La face cachée des dictatures arabes

L’historien Jean-Pierre Filiu montre les connivences délétères entre généraux, gangsters et jihadistes.

Denis Sieffert  • 14 février 2018 abonné·es
La face cachée des dictatures arabes
© photo : Le président égyptien Al-Sissi, symbole des contre-révolutions arabes, lors de sa visite à Paris en octobre 2017. Crédit :nCHARLES PLATIAU/POOL/AFP

Le nouvel essai de Jean-Pierre Filiu, qui retrace l’histoire de la « contre-révolution arabe », s’ouvre sur un fait divers dans un pays non arabe, la Turquie. Le 3 novembre 1996, non loin de Bursa, dans le nord-ouest du pays, une Mercedes s’encastre dans un camion. L’accident retient l’attention en raison de l’identité des victimes : un chef de la police, un gangster notoire lié à l’extrême droite et sa compagne, et un député dirigeant d’une milice locale qui traquait les séparatistes kurdes du PKK. Cette voiturée contient au complet, ou presque, ce que Jean-Pierre Filiu appelle « l’État profond », côtoiement de fripouilles, de militaires et de politiciens. Un pouvoir souterrain qui tire les ficelles à l’ombre des institutions officielles.

Dans un ouvrage passionnant, l’un des meilleurs spécialistes du monde arabe et musulman remonte l’histoire des pays du Moyen-Orient et du Maghreb pour mettre en évidence la face cachée des régimes mis en place après les indépendances. « L’État profond » est presque partout à la manœuvre, traquant et réprimant avec férocité toute velléité démocratique. La Syrie du clan Assad, l’Égypte, de Nasser à Abdel Fattah Al-Sissi, et l’Algérie illustrent ce système d’une redoutable efficacité qui ne connaît aucune limite dans l’horreur. Filiu évoque cette « capacité [des dictateurs] à brûler littéralement leur pays pour ne rien céder de leur pouvoir absolu ».

Avant cela, le politologue fait un sort au mythe des « pères de la nation ». Mustafa Kemal en Turquie, Nasser en Égypte, Bourguiba en Tunisie, tous autocrates, vecteurs d’une indépendance formelle, imposant à leurs pays une culture occidentale mal acceptée. C’est sous leur influence que se constituent ces « États profonds » qui n’ont guère à rendre de comptes. Filiu utilise ce qu’il appelle « la matrice algérienne » pour analyser les mécanismes des contre-révolutions. Vingt ans avant les révolutions de 2010-2011, l’Algérie avait montré la voie de la barbarie.
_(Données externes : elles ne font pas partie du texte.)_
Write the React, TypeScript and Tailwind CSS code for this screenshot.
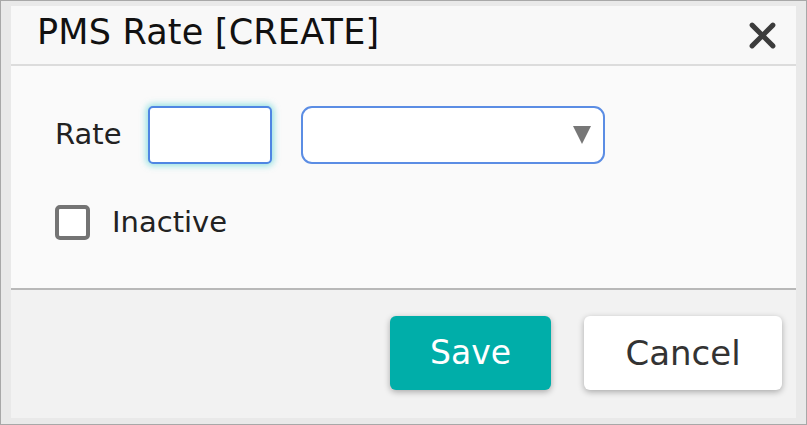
import React from 'react';

const font = { fontFamily: '"DejaVu Sans", "Open Sans", sans-serif' };

const CloseIcon: React.FC = () => (
  <svg width="27" height="27" viewBox="0 0 26 26" className="block">
    <path d="M3 3 L23 23 M23 3 L3 23" stroke="#3c3c3c" strokeWidth="4.8" strokeLinecap="round" />
  </svg>
);

const App: React.FC = () => {
  return (
    <div
      className="w-[807px] h-[425px] box-border bg-[#e9e9e9] border border-[#a8a8a8] pl-[10px] pr-[10px] pt-[5px] pb-[6px] overflow-hidden"
      style={font}
    >
      <div className="h-full flex flex-col">
        {/* header */}
        <div className="h-[60px] shrink-0 bg-[#f8f8f8] border-b-2 border-[#dcdcdc] flex items-center justify-between pl-[26px] pr-[20px] pb-[5px]">
          <h1 className="text-[35px] leading-none text-[#111] font-normal tracking-[0.2px]">PMS Rate [CREATE]</h1>
          <button className="p-0 mt-[6px]">
            <CloseIcon />
          </button>
        </div>

        {/* body */}
        <div className="h-[222px] shrink-0 bg-[#fafafa] pl-[44px] pt-[40px]">
          <div className="flex items-center">
            <label className="text-[29px] text-[#222] w-[93px]">Rate</label>
            <input
              type="text"
              className="w-[124px] h-[58px] rounded-[5px] border-2 border-[#4f86e3] bg-white outline-none shadow-[0_0_6px_2px_rgba(70,205,205,0.55)]"
            />
            <div className="ml-[29px] w-[304px] h-[58px] rounded-[11px] border-2 border-[#5b8de4] bg-white flex items-center justify-end pr-[12px]">
              <svg width="18" height="18" viewBox="0 0 18 18">
                <path d="M0 0 H18 L9 18 Z" fill="#777" />
              </svg>
            </div>
          </div>
          <div className="flex items-center mt-[37px]">
            <span className="w-[35px] h-[35px] rounded-[5px] border-[4px] border-[#747474] bg-white box-border blur-[0.6px]" />
            <span className="ml-[22px] text-[29px] text-[#222]">Inactive</span>
          </div>
        </div>

        {/* footer */}
        <div className="flex-1 bg-[#f2f2f2] border-t-2 border-[#b8b8b8] flex justify-end items-start pt-[26px] pr-[14px] gap-[33px]">
          <button className="w-[161px] h-[74px] rounded-[6px] bg-[#00aea9] text-white text-[33px] shadow-[0_2px_6px_rgba(0,0,0,0.3)]">
            Save
          </button>
          <button className="w-[198px] h-[74px] rounded-[6px] bg-white text-[#333] text-[34px] shadow-[0_2px_6px_rgba(0,0,0,0.3)]">
            Cancel
          </button>
        </div>
      </div>
    </div>
  );
};

export default App;
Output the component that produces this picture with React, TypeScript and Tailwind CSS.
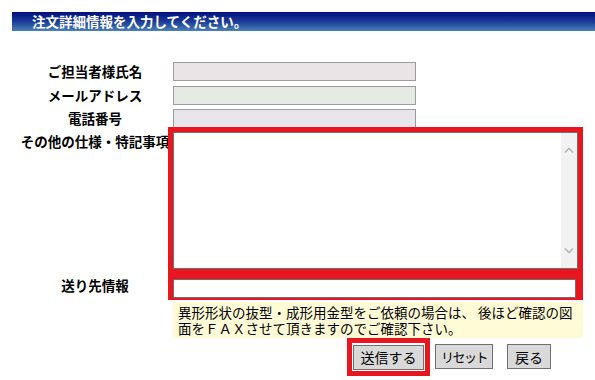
import React from "react";

const font = { fontFamily: '"Noto Sans CJK JP", "Noto Sans", sans-serif' };

function Label({ children, top = false }: { children: React.ReactNode; top?: boolean }) {
  return (
    <div
      className={`w-[150px] shrink-0 text-center text-[13.5px] font-bold leading-[19px] text-black whitespace-nowrap ${
        top ? "self-start pt-[5px]" : ""
      }`}
    >
      {children}
    </div>
  );
}

export default function App() {
  return (
    <div className="w-[595px] h-[380px] bg-white overflow-hidden" style={font}>
      {/* header bar */}
      <div className="pt-3 pl-3">
        <div className="h-[19px] bg-gradient-to-b from-[#050a7e] via-[#1c3a96] to-[#4a82b6] pl-5 text-[13.5px] font-bold leading-[19px] text-white">
          注文詳細情報を入力してください。
        </div>
      </div>

      <div className="pl-5 pt-[31px] flex flex-col">
        <div className="flex items-center">
          <Label>ご担当者様氏名</Label>
          <input className="ml-[3px] w-[243px] h-[19px] border border-[#9c9c9c] bg-[#ebe4e6] outline-none" />
        </div>
        <div className="flex items-center mt-[5px]">
          <Label>メールアドレス</Label>
          <input className="ml-[3px] w-[243px] h-[19px] border border-[#9c9c9c] bg-[#e4eae4] outline-none" />
        </div>
        <div className="flex items-center mt-[4px]">
          <Label>電話番号</Label>
          <input className="ml-[3px] w-[243px] h-[19px] border border-[#9c9c9c] bg-[#e6e6ec] outline-none" />
        </div>

        {/* notes textarea */}
        <div className="flex -mt-px">
          <Label top>その他の仕様・特記事項</Label>
          <div className="-ml-[2px] w-[415px] h-[147px] border-[5px] border-[#e8161f] flex bg-white">
            <div className="flex-1 flex border border-[#6e6e6e]">
              <textarea className="flex-1 resize-none outline-none bg-white" />
              <div className="w-[16px] bg-[#f2f2f2] flex flex-col items-center justify-between py-[14px]">
                <svg width="10" height="6" viewBox="0 0 10 6" fill="none" stroke="#b8b8b8" strokeWidth="1.6">
                  <path d="M1 5.5 L5 1.5 L9 5.5" />
                </svg>
                <svg width="10" height="6" viewBox="0 0 10 6" fill="none" stroke="#b8b8b8" strokeWidth="1.6">
                  <path d="M1 0.5 L5 4.5 L9 0.5" />
                </svg>
              </div>
            </div>
          </div>
        </div>

        {/* destination */}
        <div className="flex items-center -mt-[3px]">
          <Label>送り先情報</Label>
          <div className="-ml-[2px] w-[415px] h-[29px] border-[5px] border-[#e8161f] bg-[#e8161f] pr-[2px]">
            <input className="w-full h-[19px] border border-[#6e6e6e] bg-white outline-none" />
          </div>
        </div>

        {/* note */}
        <div className="ml-[153px] mt-[2px] w-[410px] bg-[#fffbd6] px-[5px] pt-[2px] pb-[2px] text-[13.5px] leading-[16px] text-black">
          <div>異形形状の抜型・成形用金型をご依頼の場合は、 後ほど確認の図</div>
          <div>面をＦＡＸさせて頂きますのでご確認下さい。</div>
        </div>

        {/* buttons */}
        <div className="flex items-center ml-[327px]">
          <div className="border-[5px] border-[#e8161f] p-px">
            <button className="w-[71px] h-[25px] bg-[#d9d9d9] border border-[#707070] text-[14px] leading-none text-black">
              送信する
            </button>
          </div>
          <button className="ml-[5px] w-[58px] h-[25px] bg-[#d9d9d9] border border-[#707070] text-[13px] leading-none text-black tracking-[-1.5px]">
            リセット
          </button>
          <button className="ml-[14px] w-[44px] h-[25px] bg-[#d9d9d9] border border-[#707070] text-[14px] leading-none text-black">
            戻る
          </button>
        </div>
      </div>
    </div>
  );
}
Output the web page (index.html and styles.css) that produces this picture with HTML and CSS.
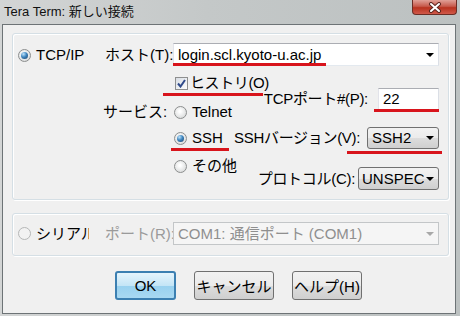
FILE: index.html
```html
<!DOCTYPE html>
<html>
<head>
    <meta charset="UTF-8">
    <link rel="stylesheet" href="styles.css">
</head>
<body>
    <div class="window">
        <div class="titlebar">
            <span class="title">Tera Term: 新しい接続</span>
            <div class="close-btn">
                <svg width="16" height="11" viewBox="0 0 16 11">
                    <path d="M4 2 L12 9 M12 2 L4 9" stroke="#5b2620" stroke-width="4" stroke-linecap="round"/>
                    <path d="M4 2 L12 9 M12 2 L4 9" stroke="#ffffff" stroke-width="2" stroke-linecap="round"/>
                </svg>
            </div>
        </div>

        <div class="client">
            <div class="group group-tcp">
                <label class="opt opt-tcp"><span class="radio checked"></span>TCP/IP</label>
                <span class="lbl">ホスト(T):</span>
                <div class="edit-combo">
                    <span class="value">login.scl.kyoto-u.ac.jp</span>
                    <span class="arrow"></span>
                </div>

                <span class="lbl lbl-service">サービス:</span>
                <div class="service">
                    <label class="opt opt-hist"><span class="checkbox">
                        <svg width="9" height="9" viewBox="0 0 9 9"><path d="M1 4.5 L3.5 7.5 L8 1" fill="none" stroke="#2f4a8a" stroke-width="2"/></svg>
                    </span>ヒストリ(O)</label>

                    <label class="opt opt-telnet"><span class="radio"></span>Telnet</label>
                    <div class="field-row row-port">
                        <span class="lbl">TCPポート#(P):</span>
                        <div class="edit port-field">22</div>
                    </div>

                    <label class="opt opt-ssh"><span class="radio checked"></span>SSH</label>
                    <div class="field-row row-ver">
                        <span class="lbl">SSHバージョン(V):</span>
                        <div class="dropdown dd-ver"><span class="value">SSH2</span><span class="arrow"></span></div>
                    </div>

                    <label class="opt opt-other"><span class="radio"></span>その他</label>
                    <div class="field-row row-proto">
                        <span class="lbl">プロトコル(C):</span>
                        <div class="dropdown dd-proto"><span class="value">UNSPEC</span><span class="arrow"></span></div>
                    </div>
                </div>
            </div>

            <div class="group group-serial">
                <label class="opt opt-serial"><span class="radio disabled"></span><span class="clip">シリアル(E)</span></label>
                <span class="lbl muted">ポート(R):</span>
                <div class="edit-combo disabled">
                    <span class="value">COM1: 通信ポート (COM1)</span>
                    <span class="arrow"></span>
                </div>
            </div>

            <div class="buttons">
                <button class="btn btn-default">OK</button>
                <button class="btn btn-cancel">キャンセル</button>
                <button class="btn btn-help">ヘルプ(H)</button>
            </div>
        </div>

        <span class="mark mark-host"></span>
        <span class="mark mark-hist"></span>
        <span class="mark mark-port"></span>
        <span class="mark mark-ssh"></span>
        <span class="mark mark-ver"></span>
    </div>
</body>
</html>
```

FILE: styles.css
```css
body {
    margin: 0;
    font-family: 'Liberation Sans', 'Noto Sans CJK JP', sans-serif;
    font-size: 15px;
    color: #000;
    background: #fff;
}

.window {
    position: relative;
    width: 460px;
    height: 316px;
    box-sizing: border-box;
    padding: 0 4px 2px 2px;
    background: linear-gradient(to right, #d3d5d5, #c4c8c8 45%, #bcc1c1);
    display: flex;
    flex-direction: column;
}

.titlebar {
    height: 24px;
    display: flex;
    align-items: flex-start;
    justify-content: space-between;
}

.title {
    font-size: 13px;
    line-height: 14px;
    margin: 5px 0 0 2px;
    color: #111;
}

.close-btn {
    width: 45px;
    height: 15px;
    margin-right: -1px;
    box-sizing: border-box;
    border: 1px solid #6b2d25;
    border-top: none;
    border-radius: 0 0 4px 4px;
    background: linear-gradient(#e0a097, #c75a4c 45%, #b8321f 55%, #d0594a);
    display: flex;
    justify-content: center;
    align-items: center;
}

.client {
    flex: 1;
    border: 1px solid #6d7376;
    background: #f0f0f0;
    padding: 8px 6px 0 9px;
}

/* group boxes */
.group {
    border: 1px solid #d5dfe5;
    border-radius: 3px;
    box-shadow: inset 1px 1px 0 #fff, 1px 1px 0 #fff;
    display: grid;
    grid-template-columns: 87px 68px 266px;
    padding: 9px 9px 9px 5px;
}

.group-tcp {
    grid-template-rows: 23px 124px;
}

.group-serial {
    margin-top: 13px;
    padding: 8px 9px 10px 5px;
    grid-template-rows: 23px;
}

.lbl {
    white-space: nowrap;
    align-self: center;
    line-height: 18px;
}

.lbl-service {
    grid-column: 2;
    align-self: start;
    margin: 37px 0 0 -2px;
}

.muted {
    color: #9a9a9a;
}

/* radio / checkbox */
.opt {
    display: flex;
    align-items: center;
    white-space: nowrap;
    line-height: 18px;
    height: 18px;
}

.opt-tcp {
    align-self: center;
    margin-top: 1px;
}

.opt-serial {
    align-self: center;
}

.opt-serial .clip {
    width: 53px;
    overflow: hidden;
}

.radio {
    width: 13px;
    height: 13px;
    box-sizing: border-box;
    border-radius: 50%;
    border: 1px solid #8c8e8e;
    background: radial-gradient(circle at 45% 40%, #ffffff 10%, #d4d6d6 90%);
    margin-right: 5px;
    position: relative;
    flex-shrink: 0;
}

.radio.checked::after {
    content: '';
    position: absolute;
    left: 2px;
    top: 2px;
    width: 7px;
    height: 7px;
    border-radius: 50%;
    background: radial-gradient(circle at 35% 30%, #bfe4fb 0%, #3f86c0 45%, #1c3f62 100%);
}

.radio.disabled {
    border-color: #b5b7b7;
    background: #f2f2f2;
}

.checkbox {
    width: 13px;
    height: 13px;
    box-sizing: border-box;
    border: 1px solid #8e8f8f;
    background: linear-gradient(135deg, #d8dde4, #fdfdfd);
    margin-right: 2px;
    display: flex;
    align-items: center;
    justify-content: center;
    flex-shrink: 0;
}

/* service area */
.service {
    grid-column: 3;
    display: grid;
    grid-template-columns: 61px minmax(0, 1fr);
    grid-template-rows: 25px 30px 31px 38px;
}

.opt-hist {
    grid-row: 1;
    grid-column: 1;
    align-self: end;
    height: 16px;
    margin-left: 2px;
    letter-spacing: -0.4px;
}

.opt-telnet,
.opt-ssh,
.opt-other {
    grid-column: 1;
    margin-left: 1px;
}

.opt-telnet {
    grid-row: 2;
    align-self: end;
}

.opt-ssh {
    grid-row: 3;
    align-self: start;
    margin-top: 8px;
}

.opt-other {
    grid-row: 4;
    align-self: start;
    margin-top: 5px;
}

.field-row {
    grid-column: 2;
    display: flex;
    justify-content: flex-end;
    align-items: center;
    gap: 7px;
}

.field-row .lbl {
    letter-spacing: -0.3px;
}

.row-port {
    grid-row: 2;
    align-self: start;
    margin-top: -3px;
    gap: 10px;
}

.row-ver {
    grid-row: 3;
    align-self: start;
    margin-top: 6px;
}

.row-proto {
    grid-row: 4;
    align-self: end;
    gap: 3px;
}

/* inputs */
.edit-combo,
.edit {
    box-sizing: border-box;
    background: #fff;
    border: 1px solid;
    border-color: #abadb3 #dbdfe6 #e3e9ef #e2e3ea;
    display: flex;
    align-items: center;
    line-height: 18px;
}

.edit-combo {
    height: 23px;
    padding: 0 4px;
    justify-content: space-between;
}

.edit-combo.disabled {
    background: #f5f5f5;
    border-color: #c3c6c8;
    color: #8f8f8f;
}

.port-field {
    width: 61px;
    height: 22px;
    padding: 0 4px;
}

.arrow {
    width: 0;
    height: 0;
    border-left: 4px solid transparent;
    border-right: 4px solid transparent;
    border-top: 4px solid #000;
}

.edit-combo.disabled .arrow {
    border-top-color: #a8a8a8;
}

.dropdown {
    box-sizing: border-box;
    border: 1px solid #707070;
    border-radius: 3px;
    background: linear-gradient(#f2f2f2, #ebebeb 50%, #dddddd 51%, #cfcfcf);
    display: flex;
    align-items: center;
    justify-content: space-between;
    padding: 0 4px;
    overflow: hidden;
    white-space: nowrap;
    line-height: 18px;
}

.dd-ver {
    width: 77px;
    height: 22px;
}

.dd-proto {
    width: 81px;
    height: 23px;
    padding-left: 3px;
}

.dd-proto .value {
    width: 62px;
    overflow: hidden;
}

/* buttons */
.buttons {
    display: flex;
    gap: 18px;
    margin-top: 15px;
    padding-left: 103px;
}

.btn {
    font: inherit;
    height: 29px;
    padding: 0;
    border: 1px solid #707070;
    border-radius: 3px;
    background: linear-gradient(#f2f2f2, #ebebeb 50%, #dddddd 51%, #cfcfcf);
    color: #000;
}

.btn-default {
    width: 61px;
    border: 2px solid #3c7fb1;
    background: linear-gradient(#e5f4fc, #c4e5f6 50%, #98d1ef 51%, #a8d8f2);
}

.btn-cancel {
    width: 80px;
}

.btn-help {
    width: 70px;
}

/* red annotation marks */
.mark {
    position: absolute;
    height: 3px;
    background: #d8141c;
}

.mark-host { left: 173px; top: 63px; width: 153px; }
.mark-hist { left: 163px; top: 93px; width: 100px; }
.mark-port { left: 374px; top: 109px; width: 65px; }
.mark-ssh  { left: 171px; top: 148px; width: 58px; }
.mark-ver  { left: 347px; top: 151px; width: 95px; }
```
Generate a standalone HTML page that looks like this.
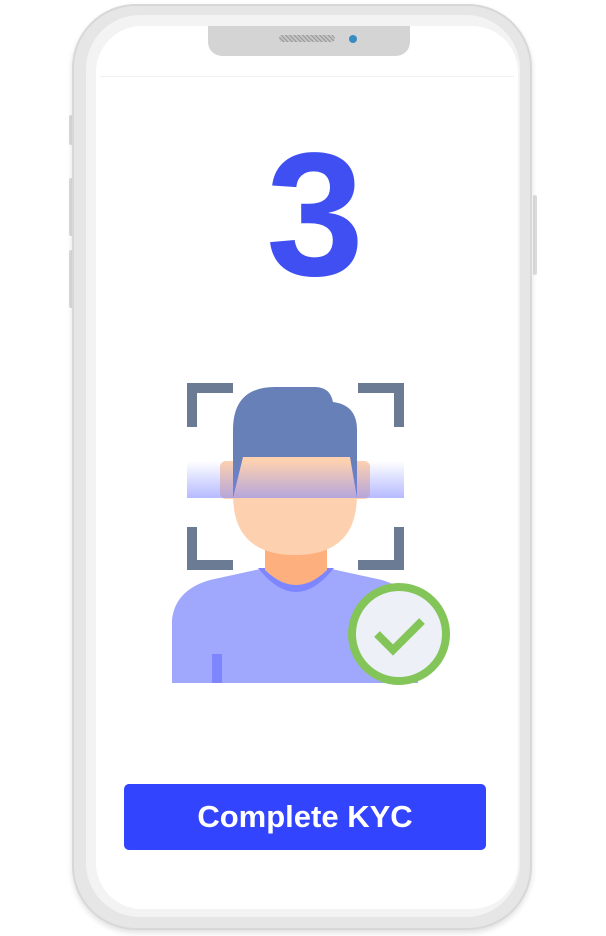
<!DOCTYPE html>
<html><head><style>
html,body{margin:0;padding:0;background:#fff;}
body{width:606px;height:936px;position:relative;overflow:hidden;font-family:"Liberation Sans",sans-serif;}
.phone{position:absolute;left:72px;top:4px;width:460px;height:926px;border-radius:64px;background:#e6e6e6;box-shadow:inset 0 0 0 2px #d8d8d8,0 3px 6px rgba(0,0,0,.12);}
.bezel{position:absolute;left:86px;top:15px;width:434px;height:902px;border-radius:54px;background:#f3f3f3;}
.screen{position:absolute;left:96px;top:26px;width:422px;height:883px;border-radius:46px;background:#fff;}
.notch{position:absolute;left:208px;top:26px;width:202px;height:30px;background:#d4d4d4;border-radius:0 0 14px 14px;}
.spk{position:absolute;left:279px;top:35px;width:56px;height:7px;border-radius:4px;background:repeating-linear-gradient(45deg,#999 0 1px,#c4c4c4 1px 3px);}
.cam{position:absolute;left:349px;top:35px;width:8px;height:8px;border-radius:50%;background:#3a8bc2;}
.btn{position:absolute;left:124px;top:784px;width:362px;height:66px;background:#3344ff;border-radius:5px;color:#fff;font-size:31px;font-weight:bold;text-align:center;line-height:66px;}
.num{position:absolute;left:12px;width:606px;top:127px;text-align:center;font-size:176px;font-weight:bold;color:#3f4ff2;line-height:1;}
.side{position:absolute;background:#dcdcdc;width:4px;border-radius:2px;}
</style></head><body>
<div class="side" style="left:69px;top:115px;height:30px"></div>
<div class="side" style="left:69px;top:178px;height:58px"></div>
<div class="side" style="left:69px;top:250px;height:58px"></div>
<div class="side" style="left:533px;top:195px;height:80px"></div>
<div class="phone"></div>
<div class="bezel"></div>
<div class="screen"></div>
<div style="position:absolute;left:100px;top:76px;width:414px;height:1px;background:#f0f0f0"></div>
<div class="notch"></div><div class="spk"></div><div class="cam"></div>
<div class="num">3</div>
<svg style="position:absolute;left:0;top:0" width="606" height="936">
<defs><linearGradient id="sc" x1="0" y1="0" x2="0" y2="1"><stop offset="0" stop-color="#7a82ff" stop-opacity="0"/><stop offset="1" stop-color="#7a82ff" stop-opacity=".55"/></linearGradient></defs>
<g fill="none" stroke="#6a7b93" stroke-width="10">
<path d="M192 427V388H233"/><path d="M358 388H399V427"/><path d="M192 527V565H233"/><path d="M358 565H399V527"/>
</g>
<path d="M172 683V620Q175 590 210 580L265 568H327L382 580Q415 590 418 620V683Z" fill="#a0a8fd"/>
<rect x="212" y="654" width="10" height="29" fill="#7d85ff"/>
<path d="M258 568Q296 616 334 568Z" fill="#7d85ff"/>
<path d="M265 540H327V570Q296 600 265 570Z" fill="#fdb07e"/>
<rect x="220" y="461" width="20" height="38" rx="6" fill="#fdd1b0"/>
<rect x="350" y="461" width="20" height="38" rx="6" fill="#fdd1b0"/>
<path d="M233 455H357V495Q357 555 295 555Q233 555 233 495Z" fill="#fdd1b0"/>
<path d="M233 498V430Q233 387 275 387H315Q330 387 333 402Q357 405 357 430V498L350 457H243Z" fill="#6780b8"/>
<rect x="187" y="461" width="217" height="37" fill="url(#sc)"/>
<circle cx="399" cy="634" r="47" fill="#edf1f7" stroke="#84c55a" stroke-width="8"/>
<path d="M377 634L393 650L422 621" fill="none" stroke="#84c55a" stroke-width="8"/>
</svg>
<div class="btn">Complete KYC</div>
</body></html>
La répétition de l’histoire est troublante. Le soulèvement d’octobre 1988 – et la brève parenthèse démocratique tolérée par Chadli, le « Gorbatchev algérien » –, des élections régulières et la victoire annoncée des islamistes du Front islamiste du salut préfigurent les futures révolutions. Puis c’est le violent retour de bâton quand la junte interrompt le processus électoral et s’emploie « à recomposer dans le sang la scène politique algérienne ». Les militaires vont ensuite provoquer une guerre civile, jalonnée de massacres imputés à des groupes islamistes infiltrés par les « services » algériens.

On retrouvera en Syrie le même schéma, et les mêmes coups tordus qui sont la marque de l’État profond. Le mérite du livre de Filiu est de montrer qu’il n’y a pas de « moindre mal », mais la connivence meurtrière de tous ceux qui ne veulent pas de la démocratie, appuyée par la complicité active ou passive de la Russie et des Occidentaux.

Généraux, gangsters et jihadistes. Histoire de la contre-révolution arabe, La Découverte, 311 p., 22 euros.